What was less impressive was airlines still relying on the same code 40+ years later: the challenge we set for ourselves was to bring the power engendered by all those years of hardware improvement (and Linux boxes vs mainframes) to bear on the travel industry. And we did that successfully for fare search!

We then tried and failed to do the same for the much larger challenge of the reservation system (think airline operating system).

I distinctly remember philg (OP) visiting ITA’s crappy office in Kendall Square circa 1998, telling us we were all wasting our time trying to improve airline IT. In retrospect it’s “a cautionary tale” (quoting Phil’s post): knowledgeable people often overstate the advantages of the incumbents and underplay the value of luck and timing to startups.




ITA Matrix is a great tool for a power user to search for flights, and the time bar view is brilliant. Google's done a pretty good job with Google Flights, but there are still crazy things you can build in ITA Matrix that it's tough to find anywhere else (unless you are/know a travel agent and/or have a GDS). I've said for a while that if Google ever kills off matrix.itasoftware.com I would build a replica.


If Google does ever kills off matrix.itasoftware.com, and you build a replica, I would pay for it and/or help you to the extent possible.


Do you have an example of what ITA Matrix can do?

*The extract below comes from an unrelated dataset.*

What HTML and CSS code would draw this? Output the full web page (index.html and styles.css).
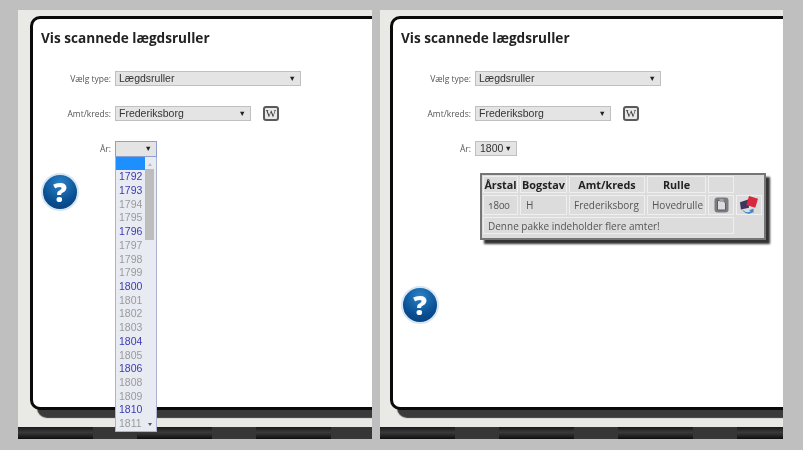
FILE: index.html
```html
<!DOCTYPE html>
<html lang="da">
<head>
    <meta charset="UTF-8">
    <meta name="viewport" content="width=device-width, initial-scale=1.0">
    <title>Vis scannede lægdsruller</title>
    <link rel="stylesheet" href="styles.css">
</head>
<body>
    <div class="panel panel-left">
        <div class="card">
            <h1>Vis scannede lægdsruller</h1>
            <div class="form-row">
                <label>Vælg type:</label>
                <div class="select select-type">Lægdsruller<span class="arrow">▼</span></div>
            </div>
            <div class="form-row">
                <label>Amt/kreds:</label>
                <div class="select select-amt">Frederiksborg<span class="arrow">▼</span></div>
                <span class="wiki">W</span>
            </div>
            <div class="form-row">
                <label>År:</label>
                <div class="select select-year open">
                    <span class="arrow">▼</span>
                    <div class="year-list">
                        <div class="years">
                            <div class="year selected">&nbsp;</div>
                            <div class="year has">1792</div>
                            <div class="year has">1793</div>
                            <div class="year">1794</div>
                            <div class="year">1795</div>
                            <div class="year has">1796</div>
                            <div class="year">1797</div>
                            <div class="year">1798</div>
                            <div class="year">1799</div>
                            <div class="year has">1800</div>
                            <div class="year">1801</div>
                            <div class="year">1802</div>
                            <div class="year">1803</div>
                            <div class="year has">1804</div>
                            <div class="year">1805</div>
                            <div class="year has">1806</div>
                            <div class="year">1808</div>
                            <div class="year">1809</div>
                            <div class="year has">1810</div>
                            <div class="year">1811</div>
                        </div>
                        <div class="scrollbar">
                            <span class="scroll-up"></span>
                            <span class="scroll-thumb"></span>
                            <span class="scroll-down"></span>
                        </div>
                    </div>
                </div>
            </div>
            <div class="help help-left">?</div>
        </div>
        <div class="footer"></div>
    </div>

    <div class="panel panel-right">
        <div class="card">
            <h1>Vis scannede lægdsruller</h1>
            <div class="form-row">
                <label>Vælg type:</label>
                <div class="select select-type">Lægdsruller<span class="arrow">▼</span></div>
            </div>
            <div class="form-row">
                <label>Amt/kreds:</label>
                <div class="select select-amt">Frederiksborg<span class="arrow">▼</span></div>
                <span class="wiki">W</span>
            </div>
            <div class="form-row">
                <label>År:</label>
                <div class="select select-year">1800<span class="arrow">▼</span></div>
            </div>
            <div class="result">
                <table>
                    <tr>
                        <th class="col-year">Årstal</th>
                        <th class="col-letter">Bogstav</th>
                        <th class="col-amt">Amt/kreds</th>
                        <th class="col-roll">Rulle</th>
                        <th class="col-doc"></th>
                        <th class="col-pack"></th>
                    </tr>
                    <tr>
                        <td class="oldstyle">1800</td>
                        <td class="letter">H</td>
                        <td>Frederiksborg</td>
                        <td class="roll">Hovedrulle</td>
                        <td class="icon-cell">
                            <svg width="15" height="16" viewBox="0 0 15 16">
                                <rect x="0.5" y="0.5" width="14" height="15" rx="3" fill="#7b7b80"/>
                                <path d="M3.5 3.5h5.5l2.5 2.5v7h-8z" fill="#dcdce0" stroke="#5c5c62"/>
                                <path d="M5.5 2h4v3h-4z" fill="#a4a4a8"/>
                            </svg>
                        </td>
                        <td class="icon-cell">
                            <svg width="20" height="18" viewBox="0 0 22 20">
                                <path d="M1 7l9-3 1 9-9 2z" fill="#3c3560"/>
                                <path d="M11 0l10 3-3 10-10-3z" fill="#d8283c"/>
                                <path d="M3 14c2 4 7 5 10 3l-2-1 5-2 0 5-1-1c-4 3-10 2-12-4z" fill="#3f86c8"/>
                            </svg>
                        </td>
                    </tr>
                    <tr>
                        <td class="note" colspan="5">Denne pakke indeholder flere amter!</td>
                    </tr>
                </table>
            </div>
            <div class="help">?</div>
        </div>
        <div class="footer"></div>
    </div>
</body>
</html>
```

FILE: styles.css
```css
body {
    margin: 0;
    padding: 10px 18px;
    height: 450px;
    box-sizing: border-box;
    overflow: hidden;
    background-color: #bfbfbf;
    font-family: "Open Sans", sans-serif;
    display: flex;
    gap: 8px;
}
.panel {
    height: 429px;
    box-sizing: border-box;
    padding-top: 6px;
    background-color: #e9e9e5;
    overflow: hidden;
    display: flex;
    flex-direction: column;
    filter: blur(0.35px);
}
.panel-left {
    width: 354px;
    padding-left: 12px;
}
.panel-right {
    width: 403px;
    padding-left: 10px;
}
.card {
    height: 394px;
    flex: none;
    margin-right: -30px;
    box-sizing: border-box;
    padding: 8px 0 0 8px;
    background-color: white;
    border: 3px solid #0a0a0a;
    border-radius: 10px;
    box-shadow: 7px 8px 1px #3a3a3a;
}
h1 {
    margin: 0 0 22px;
    font-size: 13.6px;
    line-height: 22px;
    font-weight: 700;
    color: #222;
}
.form-row {
    display: flex;
    align-items: center;
    height: 15px;
    margin-bottom: 20px;
    margin-left: -8px;
}
label {
    width: 78px;
    margin-right: 4px;
    text-align: right;
    font-size: 8.5px;
    color: #555;
}
.select {
    position: relative;
    height: 15px;
    box-sizing: border-box;
    padding: 0 4px 0 3px;
    background-color: #e4e4e4;
    border: 1px solid #c0c0c0;
    font-family: "Liberation Sans", sans-serif;
    font-size: 10.5px;
    line-height: 13px;
    color: #333;
    display: flex;
    justify-content: space-between;
    align-items: center;
}
.select-type {
    width: 186px;
}
.select-amt {
    width: 136px;
}
.select-year {
    width: 42px;
    padding-left: 4px;
}
.select-year.open {
    height: 16px;
    justify-content: flex-end;
    border-color: #8d9fd0;
}
.arrow {
    font-size: 7.5px;
    color: #222;
}
.wiki {
    width: 16px;
    height: 15px;
    margin-left: 12px;
    box-sizing: border-box;
    border: 2px solid #5a5a5a;
    border-radius: 3px;
    background-color: #e8e8e8;
    font-family: "Liberation Serif", serif;
    font-size: 11px;
    line-height: 11px;
    text-align: center;
    color: #333;
}
.year-list {
    position: absolute;
    top: 15px;
    left: -1px;
    width: 42px;
    height: 275px;
    box-sizing: border-box;
    background-color: #e9ebf3;
    border: 1px solid #aab2cc;
    border-top: none;
    display: flex;
    z-index: 2;
}
.years {
    width: 29px;
    flex: none;
}
.year {
    height: 13.72px;
    line-height: 13.72px;
    padding-left: 3px;
    font-size: 10.5px;
    color: #9a9a9a;
}
.year.has {
    color: #3b3bb0;
}
.year.selected {
    background-color: #1e8fff;
}
.scrollbar {
    flex: 1;
    position: relative;
    margin-right: 2px;
}
.scroll-up, .scroll-down {
    position: absolute;
    left: 3px;
    border-left: 2.5px solid transparent;
    border-right: 2.5px solid transparent;
}
.scroll-up {
    top: 6px;
    border-bottom: 3px solid #bbb;
}
.scroll-down {
    bottom: 5px;
    border-top: 3px solid #555;
}
.scroll-thumb {
    position: absolute;
    top: 12px;
    left: 0;
    right: 0;
    height: 71px;
    background-color: #bdbdbd;
}
.result {
    width: 286px;
    height: 67px;
    margin: -3px 0 46px 79px;
    box-sizing: border-box;
    background-color: #dcdcdc;
    border: 2px solid #767676;
    box-shadow: 4px 4px 2px #333;
}
table {
    border-collapse: separate;
    border-spacing: 2px;
    table-layout: fixed;
    width: 283px;
    margin: -1px 0 0 -1px;
    font-family: "Open Sans", sans-serif;
    font-size: 10px;
    color: #555;
}
th, td {
    box-sizing: border-box;
    border: 1px solid #efefef;
    padding: 0;
    background-color: #dcdcdc;
    white-space: nowrap;
    line-height: 12px;
}
th {
    height: 17px;
    font-size: 10.8px;
    font-weight: 700;
    color: #222;
    text-align: center;
}
td {
    height: 20px;
    padding-left: 4px;
}
.col-year { width: 35px; }
.col-letter { width: 47px; }
.col-amt { width: 76px; }
.col-roll { width: 59px; }
.col-doc { width: 26px; }
.col-pack {
    width: 26px;
    border-color: transparent;
}
.oldstyle {
    font-variant-numeric: oldstyle-nums;
}
.letter {
    padding-left: 5px;
}
.icon-cell {
    padding: 0;
}
.icon-cell svg {
    display: block;
    margin: 0 auto;
}
td.note {
    height: 17px;
}
.help {
    width: 38px;
    height: 38px;
    box-sizing: border-box;
    border: 2px solid #d7e6f4;
    border-radius: 50%;
    background: radial-gradient(circle at 50% 25%, #2b83c8, #0a4f93 60%, #093b72);
    color: white;
    font-family: "Open Sans", sans-serif;
    font-size: 27px;
    font-weight: 800;
    line-height: 33px;
    text-align: center;
}
.help-left {
    margin-top: -3px;
}
.footer {
    height: 12px;
    margin-top: 17px;
    margin-left: -12px;
    flex: none;
    background-image:
        linear-gradient(90deg, transparent 75px, #363636 75px),
        linear-gradient(#1a1a1a, #3a3a3a 45%, #0e0e0e);
    background-size: 119px 100%, 100% 100%;
}
.panel-right .footer {
    margin-left: -10px;
}
```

"Give me a list of all flights originating at LAX, SFO, SEA and terminating at JFK or MIA, with at least one connection in either SLC or MSP with a minimum connection time of 3 hours and include every airline except Delta and Spirit. Do not include results if they require more stops than the minimum possible stops"

Origin: "LAX, SFO, SEA" Destination: "JFK, MIA" Outbound routing codes: "SLC,MSP ~DL,F9+" Outbound extension codes: "MINCONNECT 3:00" Extra stops -> No Extra Stops.

You can also use extension codes to find flights based on duration or number of miles flown.

Edit: Actually a better example to show the power of ITA would be something like "~DL,AA,UA SLC,MSP AA" for the outbound routing code, which says "don't use Delta, American or United for the first segment (to SLC/MSP) and do use American for the second segment (from SLC/MSP)"


This kind of software is what I lump into the category of "just give me regular expressions". There's so many interfaces that would be simplified by (hard!) standardizing textual abbreviations and providing something powerful like regular expressions.

I'm currently shopping for expansion PEX (a.k.a. F1960) fittings and it drives me up a wall when all you want is sizeA: 1", sizeB: 1", typeA: F1960, typeB: MNPT and all you can use is a free text query. Search for '1" F1960 MNPT' or equivalent and you get back all kinds of things that have nothing to do with what you searched for. That's par for the course when businesses don't have what you want and they're trying to give you anything to not have zero results -- but in this case they do have the parts, their crap search just doesn't return them. Try searching for PEX-A vs PEX-B at Home Depot and it's clear many people will accidentally buy the wrong thing.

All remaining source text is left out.